Mr. Ashqar was sentenced to 11 years in prison last year for refusing to testify for a grand jury about his Hamas ties. Dr. Al-Arian pleaded guilty in 2006 to a charge of supporting Palestinian Islamic Jihad and is being held on contempt charges for refusing to co-operate in another terrorism support investigation. But both are viewed as folk heroes by some in the Muslim community.
Mr. Moffitt said Holy Land and the other cases are “show trials” where the government attempted to use “events that happened over 10 years ago” as evidence of crimes well before statutes specifically outlawing terrorism support were enacted.

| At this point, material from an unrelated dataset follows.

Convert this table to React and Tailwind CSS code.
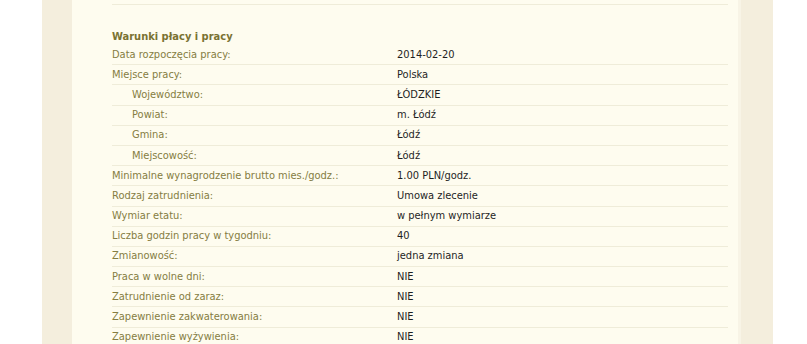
const rows = [
  { label: 'Data rozpoczęcia pracy:', value: '2014-02-20' },
  { label: 'Miejsce pracy:', value: 'Polska' },
  { label: 'Województwo:', value: 'ŁÓDZKIE', indent: true },
  { label: 'Powiat:', value: 'm. Łódź', indent: true },
  { label: 'Gmina:', value: 'Łódź', indent: true },
  { label: 'Miejscowość:', value: 'Łódź', indent: true },
  { label: 'Minimalne wynagrodzenie brutto mies./godz.:', value: '1.00 PLN/godz.' },
  { label: 'Rodzaj zatrudnienia:', value: 'Umowa zlecenie' },
  { label: 'Wymiar etatu:', value: 'w pełnym wymiarze' },
  { label: 'Liczba godzin pracy w tygodniu:', value: '40' },
  { label: 'Zmianowość:', value: 'jedna zmiana' },
  { label: 'Praca w wolne dni:', value: 'NIE' },
  { label: 'Zatrudnienie od zaraz:', value: 'NIE' },
  { label: 'Zapewnienie zakwaterowania:', value: 'NIE' },
  { label: 'Zapewnienie wyżywienia:', value: 'NIE' },
];

function Row({ label, value, indent }) {
  return (
    <div className="flex h-[20.2px] items-center border-b border-[#efecd9]">
      <div className={`w-[285px] shrink-0 text-[#857d42] ${indent ? 'pl-[20px]' : ''}`}>{label}</div>
      <div className="text-[#1f1f1f]">{value}</div>
    </div>
  );
}

export default function App() {
  return (
    <div className="h-[344px] w-[807px] overflow-hidden bg-white" style={{ fontFamily: '"DejaVu Sans Condensed", "DejaVu Sans", sans-serif' }}>
      <div className="ml-[42px] flex h-full w-[731px] bg-[#f4eedd]">
        <div className="ml-[30px] h-full w-[666px] bg-[#fefcef] pl-[40px] pr-[10px] text-[11px] leading-[14px]">
          <div className="-mt-[15px]">
            <div className="flex h-[20px] items-center border-b border-[#efecd9]">
              <div className="w-[285px] shrink-0 text-[#857d42]">Opis pracy:</div>
            </div>
            <h3 className="mt-[25px] mb-[1px] font-bold text-[#7a7232] h-[14px]">Warunki płacy i pracy</h3>
            {rows.map((r) => (
              <Row key={r.label} {...r} />
            ))}
          </div>
        </div>
        <div className="h-full w-[3px] bg-[#f8f4e6]" />
      </div>
    </div>
  );
}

“I think that the purpose of these trials was to further, in the minds of the public, the so-called ‘war on terrorism,'” he said. “There are legitimate terrorist organizations out there. But we’ve tried to make every group that doesn’t agree with us like al-Qaeda.”
Mr. Yaish, the Holy Land accountant, said Monday that he was angry that the prosecution brought up the Taliban and al Qaeda during the trial. He called that a fear tactic.
“What does giving charity to the Palestinians in the refugee camps have to do with this?”
“They scared the jurors,” he said. “Fear is the No. 1 government tactic.”
But the Justice Department is likely to claim victory not only with the verdicts, but by trumpeting the shutdown of what prosecutors say was a robust and unsettling American network of terrorist funding.
Holy Land, regardless of the verdict, is defunct. And other international terrorism financing pipelines have been interrupted.
“The government has achieved an awful lot of success here,” said Dennis Lormel, who created the FBI’s Terrorist Financing Operations Section after the Sept. 11 terrorist attacks and is now a security consultant.
“A lot of people will only look at the win/lose of the jury verdict,” said Mr. Lormel, of IPSA International Inc. “I’m looking at it from the perspective of the flow of funding through charities to terrorists. There’s been an incredible amount written and attention put out on this. That’s a deterrent to those who want to fund terrorism.”